GermaParl2 covers the entire post-war history of German parliamentarism up the end of the 19th legislative period. It includes a total of 273550607 tokens. To offer a first glimpse into the data, we may learn from this barplot that the long-term trend is that more and more words are spoken in parliament per legislative period:

plot of chunk unnamed-chunk-2

Aside from coverage, comprehensive annotation is a unique feature of GermaParl2. The structure of the data facilitates the segmentation of debates into single utterances enriched with additional metadata. See the following table on the structural annotation of GermaParl2 and how it differs from GermaParl v1.0.6.

Mapping table for structural attributes (GermaParl/GermaParl2)
GermaParl v1.0.6 GermaParl v2.0.0-beta3 Description
- protocol the main document node attributes
lp protocol_lp legislative period
session protocol_no session number
date protocol_date date in YYYY-MM-DD
year protocol_year year in YYYY
url protocol_url the url of the source document
src protocol_filetype the type of the source document
- speaker the main speaker node attributes
- speaker_who mostly the raw speaker call found in the protocols
speaker speaker_name consolidated speaker names
parliamentary_group speaker_parlgroup consolidated parliamentary group affiliation of a speaker
party speaker_party consolidated party affiliation of a speaker
role speaker_role role of a speaker (e.g. member of parliament, governmental actor, etc.)
- p a paragraph node, technically parent of sentence nodes
interjection p_type the type of paragraph, used to indicate paragraphs which are not speech (such as interjections)
- s a sentence node
- ne a named entity node to represent (nested) named entities
- ne_type the type of named entity

As described in the release note of the previous beta release, the labels of the attributes purposefully deviate from those of GermaParl v1 to better represent the hierarchical structure of the corpus. See also section “data formats” in this release note.

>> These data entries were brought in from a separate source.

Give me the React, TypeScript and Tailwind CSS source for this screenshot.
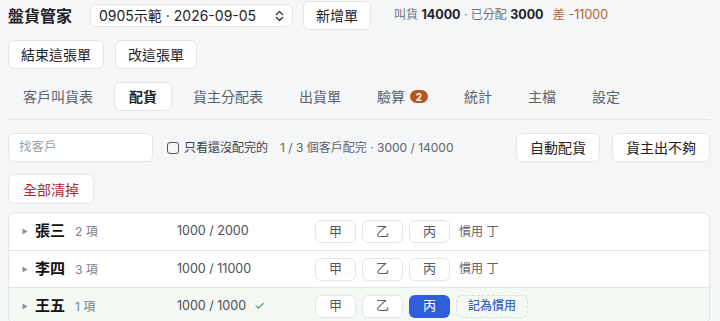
import React from "react";

const font = { fontFamily: '"Inter", "Noto Sans CJK TC", sans-serif' };

const tabs = ["客戶叫貨表", "配貨", "貨主分配表", "出貨單", "驗算", "統計", "主檔", "設定"];

type Row = {
  name: string;
  count: string;
  amount: string;
  done?: boolean;
  picked?: string;
  note?: string;
};

const rows: Row[] = [
  { name: "張三", count: "2 項", amount: "1000 / 2000", note: "慣用 丁" },
  { name: "李四", count: "3 項", amount: "1000 / 11000", note: "慣用 丁" },
  { name: "王五", count: "1 項", amount: "1000 / 1000", done: true, picked: "丙" },
];

function Btn({ children, className = "" }: { children: React.ReactNode; className?: string }) {
  return (
    <button
      className={`h-[29px] rounded-md border border-[#e3e5e9] bg-white text-[14px] text-[#1f2328] ${className}`}
    >
      {children}
    </button>
  );
}

function Triangle() {
  return (
    <svg width="6" height="7" viewBox="0 0 6 7">
      <path d="M0.5 0.5 L5.5 3.5 L0.5 6.5 Z" fill="#8a8f98" />
    </svg>
  );
}

export default function App() {
  return (
    <div style={font} className="h-[321px] w-[720px] overflow-hidden bg-[#f5f6f8] pl-2 pr-[10px] pt-[2px] text-[#1f2328]">
      {/* top bar */}
      <div className="flex h-[27px] items-center">
        <h1 className="text-[16px] font-bold text-[#1f2328]">盤貨管家</h1>
        <div className="ml-[18px] flex h-[23px] w-[203px] items-center justify-between rounded-md border border-[#e3e5e9] bg-white pl-2 pr-2 text-[14px]">
          <span>0905示範 · 2026-09-05</span>
          <svg width="9" height="12" viewBox="0 0 9 12" fill="none" stroke="#333" strokeWidth="1.4" strokeLinecap="round" strokeLinejoin="round">
            <path d="M1.5 4.5 L4.5 1.5 L7.5 4.5" />
            <path d="M1.5 7.5 L4.5 10.5 L7.5 7.5" />
          </svg>
        </div>
        <Btn className="ml-[10px] h-[27px] px-[12px]">新增單</Btn>
        <div className="ml-[23px] text-[12px] text-[#6b7078]">
          叫貨 <b className="text-[12.5px] font-bold text-[#1f2328]">14000</b> · 已分配{" "}
          <b className="text-[12.5px] font-bold text-[#1f2328]">3000</b>
          <span className="ml-[9px] text-[12.5px] text-[#b3622e]">差 -11000</span>
        </div>
      </div>

      <div className="mt-[11px] flex gap-[11px]">
        <Btn className="h-[28px] px-[12px]">結束這張單</Btn>
        <Btn className="h-[28px] px-[12px]">改這張單</Btn>
      </div>

      {/* tabs */}
      <div className="mt-[13px] flex items-center gap-[6px] border-b border-[#e3e5e9] pb-[8px]">
        {tabs.map((t) => (
          <div
            key={t}
            className={
              t === "配貨"
                ? "flex h-[29px] items-center rounded-md border border-[#e3e5e9] bg-white px-[14px] text-[14px] font-bold text-[#1f2328]"
                : "flex h-[29px] items-center border border-transparent px-[14px] text-[14px] text-[#5d636b]"
            }
          >
            {t}
            {t === "驗算" && (
              <span className="ml-[5px] flex h-[13px] w-[18px] items-center justify-center rounded-full bg-[#b5561f] text-[10px] font-bold leading-none text-white">
                2
              </span>
            )}
          </div>
        ))}
      </div>

      {/* search row */}
      <div className="mt-[13px] flex items-center">
        <div className="flex h-[29px] w-[145px] items-center rounded-md border border-[#e3e5e9] bg-white px-[10px] text-[12.5px] text-[#9a9fa6]">
          找客戶
        </div>
        <span className="ml-[14px] h-[12px] w-[12px] rounded-[3px] border-[1.5px] border-[#555]" />
        <span className="ml-[5px] text-[12px] text-[#3a3f45]">只看還沒配完的</span>
        <span className="ml-[12px] text-[12px] text-[#5d636b]">1 / 3 個客戶配完 · 3000 / 14000</span>
        <div className="ml-auto flex gap-[12px]">
          <Btn className="px-[13px]">自動配貨</Btn>
          <Btn className="px-[13px]">貨主出不夠</Btn>
        </div>
      </div>

      <div className="mt-[12px]">
        <Btn className="h-[30px] px-[14px] text-[#b3262b]">全部清掉</Btn>
      </div>

      {/* list */}
      <div className="mt-[8px] overflow-hidden rounded-lg border border-[#e3e5e9] bg-white">
        {rows.map((r, i) => (
          <div
            key={r.name}
            className={`flex h-[37px] items-center pl-[13px] ${i > 0 ? "border-t border-[#e3e5e9]" : ""} ${
              r.done ? "bg-[#f3f8f3]" : ""
            }`}
          >
            <span className="flex w-[13px] items-center">
              <Triangle />
            </span>
            <span className="flex w-[142px] items-baseline">
              <span className="text-[15px] font-bold text-[#111]">{r.name}</span>
              <span className="ml-[10px] text-[12px] text-[#7a7f87]">{r.count}</span>
            </span>
            <span className="flex w-[138px] items-center text-[12.5px] text-[#4a4f56]">
              {r.amount}
              {r.done && <span className="ml-[8px] text-[#4b9a5c]">✓</span>}
            </span>
            <div className="flex items-center gap-[6px]">
              {["甲", "乙", "丙"].map((s) =>
                r.picked === s ? (
                  <span
                    key={s}
                    className="flex h-[23px] w-[41px] items-center justify-center rounded-md bg-[#2f5fd8] text-[13px] text-white"
                  >
                    {s}
                  </span>
                ) : (
                  <span
                    key={s}
                    className="flex h-[23px] w-[41px] items-center justify-center rounded-md border border-[#e3e5e9] bg-white text-[13px] text-[#555a61]"
                  >
                    {s}
                  </span>
                )
              )}
              {r.note ? (
                <span className="ml-[3px] text-[12px] text-[#5d636b]">{r.note}</span>
              ) : (
                <span className="flex h-[23px] items-center rounded-md border border-dashed border-[#d6dbe6] px-[11px] text-[12px] font-medium text-[#3a5fc8]">
                  記為慣用
                </span>
              )}
            </div>
          </div>
        ))}
      </div>
    </div>
  );
}
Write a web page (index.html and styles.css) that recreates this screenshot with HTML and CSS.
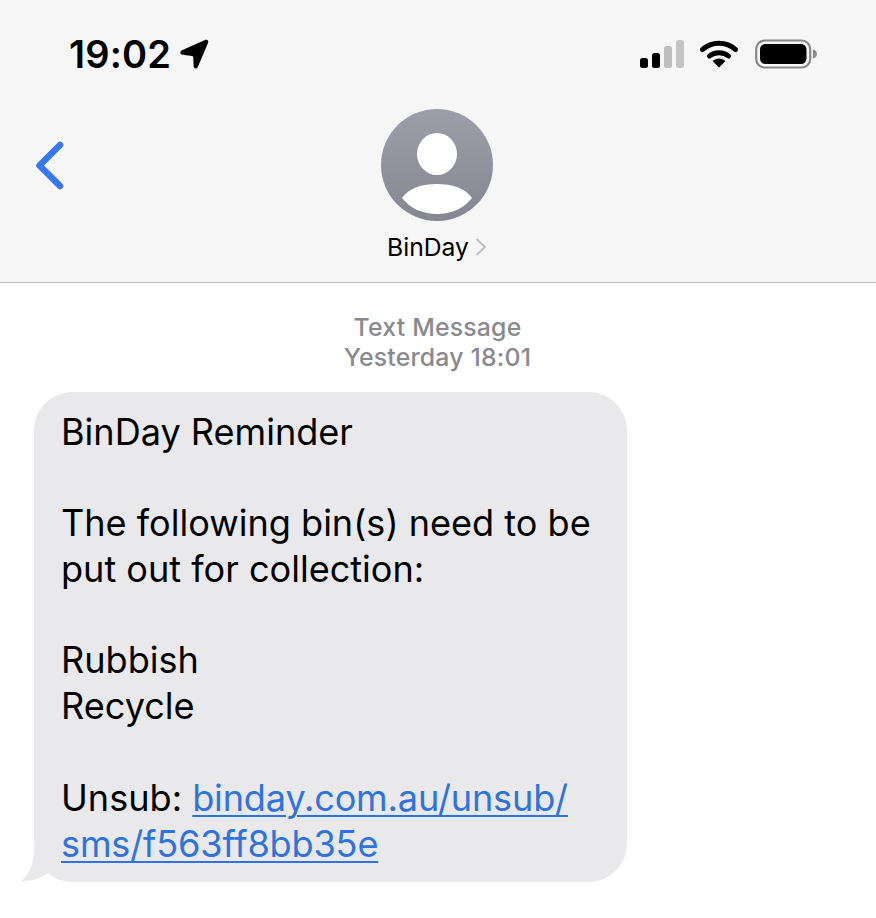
FILE: index.html
```html
<!DOCTYPE html>
<html lang="en">
<head>
    <meta charset="UTF-8">
    <meta name="viewport" content="width=device-width, initial-scale=1.0">
    <title>BinDay</title>
    <link rel="stylesheet" href="styles.css">
</head>
<body>
    <header class="top">
        <div class="status-bar">
            <div class="clock">
                <span>19:02</span>
                <svg class="arrow" width="30" height="32" viewBox="0 0 30 32">
                    <path d="M26 2 L3 12.3 C0.5 13.5 1 16.5 3.5 16.8 L13 18 C13.8 18.1 14.3 18.6 14.3 19.4 L14.6 28 C14.7 30.8 17.6 31.4 18.8 29 L29 5 C30 2.6 28.4 1 26 2 Z" fill="#000"/>
                </svg>
            </div>
            <div class="status-icons">
                <svg width="44" height="28" viewBox="0 0 44 28">
                    <rect x="0" y="18" width="8" height="10" rx="2.5" fill="#000"/>
                    <rect x="12" y="13" width="8" height="15" rx="2.5" fill="#000"/>
                    <rect x="24" y="6" width="8" height="22" rx="2.5" fill="#bdbdbd"/>
                    <rect x="36" y="0" width="8" height="28" rx="2.5" fill="#c4c4c4"/>
                </svg>
                <svg width="38" height="28" viewBox="0 0 38 28">
                    <path d="M2.5 9.5 C11.5 1 26.5 1 35.5 9.5" fill="none" stroke="#000" stroke-width="5" stroke-linecap="round"/>
                    <path d="M9.5 16 C14.5 11.5 23.5 11.5 28.5 16" fill="none" stroke="#000" stroke-width="5" stroke-linecap="round"/>
                    <path d="M12.5 21 C16.5 17.6 21.5 17.6 25.5 21 L19 27.5 Z" fill="#000"/>
                </svg>
                <svg class="battery" width="62" height="30" viewBox="0 0 62 30">
                    <rect x="1.2" y="1.5" width="54" height="27" rx="8.5" fill="none" stroke="#888" stroke-width="2.2"/>
                    <rect x="5" y="5" width="46.5" height="20" rx="5.5" fill="#000"/>
                    <path d="M58 10.5 C60.4 11 62 12.8 62 15 C62 17.2 60.4 19 58 19.5 Z" fill="#8e8e8e"/>
                </svg>
            </div>
        </div>
        <div class="nav">
            <a class="back" href="#">
                <svg width="32" height="56" viewBox="0 0 32 56">
                    <path d="M26 7 L5.5 27.5 L26 48" fill="none" stroke="#3478f6" stroke-width="6.5" stroke-linecap="round" stroke-linejoin="round"/>
                </svg>
            </a>
            <div class="contact">
                <svg class="avatar" width="112" height="112" viewBox="0 0 112 112">
                    <defs>
                        <linearGradient id="avatarFill" x1="0" y1="0" x2="0" y2="1">
                            <stop offset="0" stop-color="#9c9fa9"/>
                            <stop offset="1" stop-color="#85878f"/>
                        </linearGradient>
                    </defs>
                    <circle cx="56" cy="56" r="56" fill="url(#avatarFill)"/>
                    <ellipse cx="56" cy="45" rx="20" ry="21" fill="#fff"/>
                    <path d="M21 89 C28 79 41 75 56 75 C71 75 84 79 91 89 C82 100 70 105 56 105 C42 105 30 100 21 89 Z" fill="#fff"/>
                </svg>
                <div class="name">
                    <span>BinDay</span>
                    <svg width="12" height="20" viewBox="0 0 12 20">
                        <path d="M1.5 2 L10 10 L1.5 18" fill="none" stroke="#bcbcc0" stroke-width="1.8"/>
                    </svg>
                </div>
            </div>
        </div>
    </header>

    <main class="thread">
        <div class="stamp">
            <div>Text Message</div>
            <div>Yesterday 18:01</div>
        </div>
        <div class="bubble">
            <p>BinDay Reminder</p>
            <p>The following bin(s) need to be<br>put out for collection:</p>
            <p>Rubbish<br>Recycle</p>
            <p>Unsub: <a href="#">binday.com.au/unsub/<br>sms/f563ff8bb35e</a></p>
            <svg class="tail" width="34" height="34" viewBox="0 0 34 34">
                <path d="M13 0 C13 14 9 25 0 32 C9 32.5 19 30 27 24 L34 0 Z" fill="#e9e9eb"/>
            </svg>
        </div>
    </main>
</body>
</html>
```

FILE: styles.css
```css
* {
    margin: 0;
    padding: 0;
    box-sizing: border-box;
}

body {
    font-family: Inter, "Liberation Sans", sans-serif;
    background: #fff;
    color: #000;
}

.top {
    height: 283px;
    background: #f6f6f7;
    border-bottom: 1px solid #b9b7bd;
}

.status-bar {
    display: flex;
    justify-content: space-between;
    align-items: center;
    height: 109px;
    padding: 0 59px 1px 69px;
}

.clock {
    display: flex;
    align-items: center;
    gap: 8px;
    font-size: 38px;
    font-weight: 600;
    letter-spacing: 0.2px;
}

.status-icons {
    display: flex;
    align-items: center;
    gap: 16px;
}

.battery {
    margin-left: 1px;
}

.nav {
    display: grid;
    grid-template-columns: 1fr auto 1fr;
    padding-right: 2px;
}

.back {
    padding: 29px 0 0 34px;
}

.contact {
    display: flex;
    flex-direction: column;
    align-items: center;
    gap: 11px;
}

.avatar {
    display: block;
}

.name {
    display: flex;
    align-items: center;
    gap: 6px;
    font-size: 24.7px;
    line-height: 30px;
}

.thread {
    padding: 29px 34px 0;
}

.stamp {
    text-align: center;
    color: #8a8a8e;
    font-size: 24.8px;
    font-weight: 500;
    line-height: 30px;
    letter-spacing: 0.2px;
    margin-bottom: 20px;
    padding-right: 1px;
}

.bubble {
    position: relative;
    display: flex;
    flex-direction: column;
    gap: 45.8px;
    width: 593px;
    padding: 17.5px 20px 14.5px 27px;
    background: #e9e9eb;
    border-radius: 38px;
    font-size: 36.1px;
    line-height: 45.8px;
}

.bubble a {
    color: #2f73e0;
    text-decoration: underline;
    text-decoration-thickness: 2px;
    text-underline-offset: 4px;
    letter-spacing: -0.15px;
}

.tail {
    position: absolute;
    left: -13px;
    bottom: -1px;
}
```
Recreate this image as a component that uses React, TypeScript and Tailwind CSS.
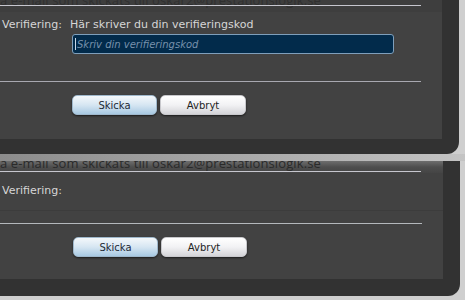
import React from "react";

const FONT = { fontFamily: '"DejaVu Sans", "Liberation Sans", sans-serif' };

function Buttons() {
  return (
    <div className="flex gap-[3px] pl-[72px]">
      <button className="w-[85px] h-[20px] rounded-[5px] bg-gradient-to-b from-[#f4f8fb] via-[#d6e6f2] to-[#a8c9e2] text-[10px] text-[#1e2a36] shadow-[0_1px_2px_rgba(0,0,0,0.6)] border border-[#9fb8cc]">
        Skicka
      </button>
      <button className="w-[86px] h-[20px] rounded-[5px] bg-gradient-to-b from-[#ffffff] via-[#f2f2f4] to-[#d4d4d8] text-[10px] text-[#222] shadow-[0_1px_2px_rgba(0,0,0,0.6)] border border-[#c8c8cc]">
        Avbryt
      </button>
    </div>
  );
}

function Header({ lineTop, textTop, textColor }: { lineTop: string; textTop: string; textColor: string }) {
  return (
    <div className="relative h-[12px] overflow-hidden">
      <div
        className={`whitespace-nowrap text-[13px] leading-[16px] tracking-[0.1px] ${textColor} ${textTop}`}
        style={{ fontFamily: '"Open Sans", sans-serif' }}
      >
        a e-mail som skickats till oskar2@prestationslogik.se
      </div>
      <div className={`absolute left-0 w-[421px] h-px bg-[#c6c6ce] ${lineTop}`} />
    </div>
  );
}

export default function App() {
  return (
    <div className="w-[465px] h-[300px] overflow-hidden bg-[#cfcfcf]" style={FONT}>
      {/* First screenshot */}
      <div className="w-[459px] bg-[#323232] pr-[17px] pb-[15px] rounded-br-[12px]">
        <div className="w-[442px] bg-[#424242] pb-[24px]">
          <div className="bg-[#3e3e3e]">
            <Header lineTop="top-[5px]" textTop="-mt-[8px]" textColor="text-[#303030]" />
          </div>
          <div className="mt-[7px] flex h-[13px] items-center text-[11px] text-[#d6d6d6]">
            <span className="w-[70px] pl-[2px]">Verifiering:</span>
            <span>Här skriver du din verifieringskod</span>
          </div>
          <div className="mt-[2px] ml-[72px] w-[322px] h-[20px] rounded-[3px] border border-[#7f9fbb] bg-[#022b4b] flex items-center pl-[2px]">
            <span className="w-px h-[12px] bg-[#c8d8e8] mr-[1px]" />
            <span className="text-[10px] italic text-[#7791ab]">Skriv din verifieringskod</span>
          </div>
          <div className="mt-[27px] w-[421px] h-px bg-[#a8a8b0]" />
          <div className="mt-[13px]">
            <Buttons />
          </div>
        </div>
      </div>

      {/* gap band */}
      <div className="h-[7px] bg-gradient-to-r from-[#8c8c8c] to-[#c4c4c4]" />

      {/* Second screenshot */}
      <div className="w-[460px] bg-[#323232] pr-[17px] pb-[17px] rounded-br-[12px]">
        <div className="w-[443px] bg-[#424242] pb-[22px]">
          <div className="bg-gradient-to-b from-[#6e6e6e] via-[#4e4e4e] to-[#454545]">
            <Header lineTop="top-[10px]" textTop="-mt-[6px]" textColor="text-[#2a2a2a]" />
          </div>
          <div className="mt-[12px] flex h-[13px] items-center text-[11px] text-[#d6d6d6]">
            <span className="w-[70px] pl-[2px]">Verifiering:</span>
          </div>
          <div className="mt-[12px] h-px bg-[#3c3c3c]" />
          <div className="mt-[12px] w-[422px] h-px bg-[#b4b8bc]" />
          <div className="mt-[13px] pl-[1px]">
            <Buttons />
          </div>
        </div>
      </div>
    </div>
  );
}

The CWB version of GermaParl2 includes linguistic annotation layers. Aside from tokenization and sentence segmentation as well as named entities which are encoded as structural attributes, the linguistic annotation comprises of Part-of-Speech annotation (providing POS-Tags in both the Stuttgart-Tübingen-Tagset and the UD-Tagset) and lemmatization. For tokenization, sentence segmentation, Part-of-Speech annotation with the UD tagset and Named Entity Recognition, Stanford CoreNLP is used. POS-Tags in the Stuttgart-Tübingen-Tagsets and Lemmata are added using the TreeTagger.

Available Data Formats

GermaParl2 is provided in two formats:

  • An XML format which is inspired by the TEI-Standard

  • A CWB corpus based on these TEI-XML files

The XML version of the corpus which is available on GitHub is designed to provide the data as a persistent, interoperable format. XML is not necessarily the first choice for fast analyses of corpus data. We provide it as an interoperable data format for users that may have their own pipelines for processing large-scale linguistic data. While the structural annotation of the data – i.e. the segmentation of the text into individual utterances, etc. – is provided in the XML version of the data, this version is not linguistically annotated.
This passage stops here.